As stated in the DPA, the fine range for the above conduct under the U.S. Sentencing Guidelines was $312.6 million to $625.2 million. Pursuant to the DPA, JGC agreed to pay a monetary penalty of $218.8 million (30% below the minimum amount suggested by the guidelines). DPAs frequently then state why such a below-guidelines fine amount is “appropriate,” however the JGC DPA is silent as to this issue. Interesting also is that the conduct at issue took place between 1995 and 2004. Yet, the 2010 sentencing guidelines were used in calculating the fine rather than the 2003 guidelines that were used in the prior KBR, Technip, and Snamprogetti enforcement actions.

Pursuant to the DPA, JGC agreed to “engage a corporate compliance consultant.”

The DOJ release (here) states as follows. “With [the JGC] resolution, each of the four companies in the TSKJ joint venture, the former chairman of the U.S. joint venture partner, and several other individuals have now been held accountable for a massive conspiracy to bribe Nigerian government officials to obtain lucrative construction contracts.” “The approximately $1.5 billion in criminal and civil penalties that have been imposed on the members of the joint venture far exceed their profits from the scheme. Foreign bribery is a serious crime, and as this case makes clear, we are investigating and prosecuting it vigorously.”

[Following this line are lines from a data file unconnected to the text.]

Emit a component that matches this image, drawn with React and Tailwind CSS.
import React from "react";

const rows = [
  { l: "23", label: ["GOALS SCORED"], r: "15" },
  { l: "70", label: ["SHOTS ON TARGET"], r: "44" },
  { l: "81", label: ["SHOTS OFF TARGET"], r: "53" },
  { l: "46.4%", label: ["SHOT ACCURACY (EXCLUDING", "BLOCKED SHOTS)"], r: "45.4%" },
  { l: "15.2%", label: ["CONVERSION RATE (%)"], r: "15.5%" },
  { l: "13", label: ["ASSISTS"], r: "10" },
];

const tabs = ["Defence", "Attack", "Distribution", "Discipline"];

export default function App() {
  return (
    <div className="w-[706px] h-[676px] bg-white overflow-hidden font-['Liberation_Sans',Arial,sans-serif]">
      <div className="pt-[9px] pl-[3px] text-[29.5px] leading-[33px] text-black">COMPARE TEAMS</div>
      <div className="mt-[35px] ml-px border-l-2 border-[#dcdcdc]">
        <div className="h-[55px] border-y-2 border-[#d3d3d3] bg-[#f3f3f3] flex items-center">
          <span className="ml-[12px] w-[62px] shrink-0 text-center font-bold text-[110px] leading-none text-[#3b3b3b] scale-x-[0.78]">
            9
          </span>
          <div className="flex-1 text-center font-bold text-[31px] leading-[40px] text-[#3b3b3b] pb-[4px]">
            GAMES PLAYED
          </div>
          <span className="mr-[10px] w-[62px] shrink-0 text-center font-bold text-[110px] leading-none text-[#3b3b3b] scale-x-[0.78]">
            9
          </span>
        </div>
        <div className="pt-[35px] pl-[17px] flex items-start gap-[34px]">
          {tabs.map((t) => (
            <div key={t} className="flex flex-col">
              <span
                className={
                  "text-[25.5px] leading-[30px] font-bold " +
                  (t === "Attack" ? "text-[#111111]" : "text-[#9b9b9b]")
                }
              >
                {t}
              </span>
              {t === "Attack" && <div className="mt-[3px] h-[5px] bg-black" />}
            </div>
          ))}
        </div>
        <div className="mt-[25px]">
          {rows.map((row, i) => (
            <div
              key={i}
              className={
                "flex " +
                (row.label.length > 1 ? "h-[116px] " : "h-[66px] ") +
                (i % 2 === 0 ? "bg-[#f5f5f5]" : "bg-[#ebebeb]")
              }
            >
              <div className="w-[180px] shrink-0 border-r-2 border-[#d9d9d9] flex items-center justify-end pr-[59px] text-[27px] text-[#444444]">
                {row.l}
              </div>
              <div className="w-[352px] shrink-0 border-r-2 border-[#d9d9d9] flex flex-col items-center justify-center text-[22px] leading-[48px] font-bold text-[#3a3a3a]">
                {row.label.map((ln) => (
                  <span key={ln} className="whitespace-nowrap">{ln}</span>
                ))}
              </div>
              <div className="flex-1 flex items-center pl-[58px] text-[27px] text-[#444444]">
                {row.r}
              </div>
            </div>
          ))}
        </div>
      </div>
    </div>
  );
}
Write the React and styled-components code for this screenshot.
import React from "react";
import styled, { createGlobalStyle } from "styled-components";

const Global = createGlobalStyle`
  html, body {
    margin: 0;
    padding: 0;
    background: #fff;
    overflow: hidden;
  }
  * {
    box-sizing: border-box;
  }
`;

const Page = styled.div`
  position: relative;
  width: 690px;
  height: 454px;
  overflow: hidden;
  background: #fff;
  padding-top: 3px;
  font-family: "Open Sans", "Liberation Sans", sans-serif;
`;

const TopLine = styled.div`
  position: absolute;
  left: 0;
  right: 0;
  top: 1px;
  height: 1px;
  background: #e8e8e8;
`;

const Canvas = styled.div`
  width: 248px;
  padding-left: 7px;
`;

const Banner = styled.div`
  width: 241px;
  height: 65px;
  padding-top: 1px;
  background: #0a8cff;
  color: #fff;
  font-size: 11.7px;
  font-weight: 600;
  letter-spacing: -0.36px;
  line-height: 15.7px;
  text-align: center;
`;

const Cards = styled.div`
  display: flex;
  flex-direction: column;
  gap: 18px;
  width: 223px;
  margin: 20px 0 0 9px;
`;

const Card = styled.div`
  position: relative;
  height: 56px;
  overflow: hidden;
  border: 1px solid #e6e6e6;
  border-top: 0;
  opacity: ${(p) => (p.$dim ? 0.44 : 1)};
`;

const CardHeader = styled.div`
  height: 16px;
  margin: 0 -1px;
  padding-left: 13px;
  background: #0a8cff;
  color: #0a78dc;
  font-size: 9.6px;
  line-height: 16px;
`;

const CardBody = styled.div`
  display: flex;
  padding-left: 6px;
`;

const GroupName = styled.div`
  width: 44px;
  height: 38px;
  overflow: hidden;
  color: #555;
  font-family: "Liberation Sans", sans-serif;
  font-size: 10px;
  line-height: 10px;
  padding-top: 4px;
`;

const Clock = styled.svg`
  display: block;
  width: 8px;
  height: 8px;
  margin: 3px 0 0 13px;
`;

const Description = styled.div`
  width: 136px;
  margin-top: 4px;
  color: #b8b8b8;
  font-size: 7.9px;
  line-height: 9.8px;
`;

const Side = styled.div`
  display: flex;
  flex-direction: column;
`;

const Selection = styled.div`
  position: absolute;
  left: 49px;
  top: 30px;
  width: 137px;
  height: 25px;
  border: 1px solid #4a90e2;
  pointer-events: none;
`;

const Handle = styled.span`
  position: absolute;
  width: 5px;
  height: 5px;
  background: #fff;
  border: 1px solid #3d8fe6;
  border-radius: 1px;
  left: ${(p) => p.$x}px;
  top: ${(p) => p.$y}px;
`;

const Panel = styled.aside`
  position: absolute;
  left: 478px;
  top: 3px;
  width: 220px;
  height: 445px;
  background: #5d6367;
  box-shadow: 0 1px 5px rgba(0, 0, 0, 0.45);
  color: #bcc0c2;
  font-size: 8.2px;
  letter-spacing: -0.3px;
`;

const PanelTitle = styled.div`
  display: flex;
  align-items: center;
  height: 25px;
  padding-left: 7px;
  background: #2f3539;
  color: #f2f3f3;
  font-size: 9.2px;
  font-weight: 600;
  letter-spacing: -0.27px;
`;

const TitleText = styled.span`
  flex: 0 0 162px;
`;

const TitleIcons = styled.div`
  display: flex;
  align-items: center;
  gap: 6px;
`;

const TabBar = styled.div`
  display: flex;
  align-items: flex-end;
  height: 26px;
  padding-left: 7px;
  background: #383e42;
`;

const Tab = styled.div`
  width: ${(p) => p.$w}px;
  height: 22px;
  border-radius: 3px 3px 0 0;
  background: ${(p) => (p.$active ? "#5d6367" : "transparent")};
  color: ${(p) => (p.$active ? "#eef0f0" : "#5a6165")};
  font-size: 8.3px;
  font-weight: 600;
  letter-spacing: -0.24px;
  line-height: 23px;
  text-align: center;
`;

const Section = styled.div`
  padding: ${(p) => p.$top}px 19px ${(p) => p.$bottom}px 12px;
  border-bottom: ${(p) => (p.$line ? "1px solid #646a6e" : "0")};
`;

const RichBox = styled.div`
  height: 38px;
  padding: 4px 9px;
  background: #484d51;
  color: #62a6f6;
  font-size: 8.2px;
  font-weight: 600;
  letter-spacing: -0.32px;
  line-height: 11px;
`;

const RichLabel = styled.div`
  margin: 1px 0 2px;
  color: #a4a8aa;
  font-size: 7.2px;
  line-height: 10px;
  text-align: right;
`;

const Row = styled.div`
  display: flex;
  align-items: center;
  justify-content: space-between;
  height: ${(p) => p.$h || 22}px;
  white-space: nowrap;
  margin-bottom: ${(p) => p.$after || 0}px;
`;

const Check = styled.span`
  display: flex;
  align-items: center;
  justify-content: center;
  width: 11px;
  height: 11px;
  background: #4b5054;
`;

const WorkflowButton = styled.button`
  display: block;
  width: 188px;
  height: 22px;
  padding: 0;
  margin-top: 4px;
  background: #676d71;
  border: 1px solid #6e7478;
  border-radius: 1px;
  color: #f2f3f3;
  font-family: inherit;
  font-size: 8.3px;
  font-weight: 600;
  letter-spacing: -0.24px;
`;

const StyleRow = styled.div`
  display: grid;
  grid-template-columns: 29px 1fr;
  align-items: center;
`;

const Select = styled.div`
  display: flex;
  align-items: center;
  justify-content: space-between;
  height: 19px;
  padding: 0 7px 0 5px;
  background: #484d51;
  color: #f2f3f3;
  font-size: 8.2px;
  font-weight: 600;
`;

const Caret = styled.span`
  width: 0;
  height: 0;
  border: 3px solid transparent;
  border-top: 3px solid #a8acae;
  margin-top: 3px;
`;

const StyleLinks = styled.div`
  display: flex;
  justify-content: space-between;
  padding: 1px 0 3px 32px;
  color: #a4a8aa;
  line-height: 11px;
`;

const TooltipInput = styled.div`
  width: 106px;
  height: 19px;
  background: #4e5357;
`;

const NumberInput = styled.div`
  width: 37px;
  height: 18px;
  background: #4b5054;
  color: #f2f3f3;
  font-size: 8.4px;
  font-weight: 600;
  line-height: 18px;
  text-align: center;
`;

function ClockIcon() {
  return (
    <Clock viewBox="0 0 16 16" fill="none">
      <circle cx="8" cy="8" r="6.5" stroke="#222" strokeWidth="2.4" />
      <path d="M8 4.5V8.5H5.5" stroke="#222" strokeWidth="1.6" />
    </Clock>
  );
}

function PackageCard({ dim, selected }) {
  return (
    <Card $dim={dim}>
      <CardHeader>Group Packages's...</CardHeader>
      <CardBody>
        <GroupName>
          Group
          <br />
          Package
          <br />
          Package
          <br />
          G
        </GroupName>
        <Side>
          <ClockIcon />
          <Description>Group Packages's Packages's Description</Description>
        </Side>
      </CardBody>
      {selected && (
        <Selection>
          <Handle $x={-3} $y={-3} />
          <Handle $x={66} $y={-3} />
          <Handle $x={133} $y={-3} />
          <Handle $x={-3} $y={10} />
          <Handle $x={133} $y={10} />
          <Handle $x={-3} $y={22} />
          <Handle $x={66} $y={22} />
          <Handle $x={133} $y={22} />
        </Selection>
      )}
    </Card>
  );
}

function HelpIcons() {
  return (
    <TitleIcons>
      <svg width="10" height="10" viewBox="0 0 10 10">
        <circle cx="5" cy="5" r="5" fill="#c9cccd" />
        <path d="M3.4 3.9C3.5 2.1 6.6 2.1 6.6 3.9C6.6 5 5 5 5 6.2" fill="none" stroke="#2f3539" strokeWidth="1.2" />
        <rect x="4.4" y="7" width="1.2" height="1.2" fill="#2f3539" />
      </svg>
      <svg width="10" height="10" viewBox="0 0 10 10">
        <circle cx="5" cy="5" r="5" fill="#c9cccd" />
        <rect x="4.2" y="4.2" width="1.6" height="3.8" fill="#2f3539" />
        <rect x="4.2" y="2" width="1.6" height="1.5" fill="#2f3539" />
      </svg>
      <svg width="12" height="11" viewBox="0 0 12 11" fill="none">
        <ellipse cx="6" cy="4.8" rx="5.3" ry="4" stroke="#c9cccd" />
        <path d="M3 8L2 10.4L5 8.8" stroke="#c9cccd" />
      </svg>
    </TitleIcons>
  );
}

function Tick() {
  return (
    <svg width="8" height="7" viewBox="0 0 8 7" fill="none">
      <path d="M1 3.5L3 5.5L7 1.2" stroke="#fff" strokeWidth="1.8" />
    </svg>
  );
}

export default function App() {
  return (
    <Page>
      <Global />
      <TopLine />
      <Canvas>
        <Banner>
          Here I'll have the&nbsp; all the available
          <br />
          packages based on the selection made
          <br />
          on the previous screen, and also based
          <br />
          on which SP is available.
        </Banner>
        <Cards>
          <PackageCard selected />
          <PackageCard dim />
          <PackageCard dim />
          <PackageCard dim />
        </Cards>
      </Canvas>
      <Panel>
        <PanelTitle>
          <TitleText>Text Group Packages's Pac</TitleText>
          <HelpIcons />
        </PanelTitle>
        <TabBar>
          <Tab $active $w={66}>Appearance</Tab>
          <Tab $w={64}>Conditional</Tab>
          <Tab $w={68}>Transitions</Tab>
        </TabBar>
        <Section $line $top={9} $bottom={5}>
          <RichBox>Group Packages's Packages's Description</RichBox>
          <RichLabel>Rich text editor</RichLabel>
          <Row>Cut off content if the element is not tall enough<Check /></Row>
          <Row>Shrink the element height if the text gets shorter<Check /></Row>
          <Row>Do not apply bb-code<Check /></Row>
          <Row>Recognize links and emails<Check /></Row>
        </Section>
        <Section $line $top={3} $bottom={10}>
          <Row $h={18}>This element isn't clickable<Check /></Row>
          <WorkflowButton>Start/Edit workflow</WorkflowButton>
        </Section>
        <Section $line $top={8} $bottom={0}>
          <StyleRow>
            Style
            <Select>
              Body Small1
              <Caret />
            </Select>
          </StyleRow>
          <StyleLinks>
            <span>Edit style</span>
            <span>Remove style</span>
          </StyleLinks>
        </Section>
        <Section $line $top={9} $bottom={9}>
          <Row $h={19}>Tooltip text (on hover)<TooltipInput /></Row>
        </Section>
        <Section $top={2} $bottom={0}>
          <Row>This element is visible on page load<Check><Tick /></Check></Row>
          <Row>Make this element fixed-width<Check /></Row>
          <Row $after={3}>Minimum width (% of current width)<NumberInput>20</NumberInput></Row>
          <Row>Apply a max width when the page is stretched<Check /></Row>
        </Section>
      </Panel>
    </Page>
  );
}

Manny Abascal (Latham & Watkins – see here – a former DOJ enforcement attorney) represented JGC.

This may not be the last we hear of Bonny Island bribery. Consulting Company B (based in Japan) was a key participant in the bribery scheme. Does anyone know anything about Consulting Company B and whether it might be next to resolve its Bonny Island exposure? If so, please share.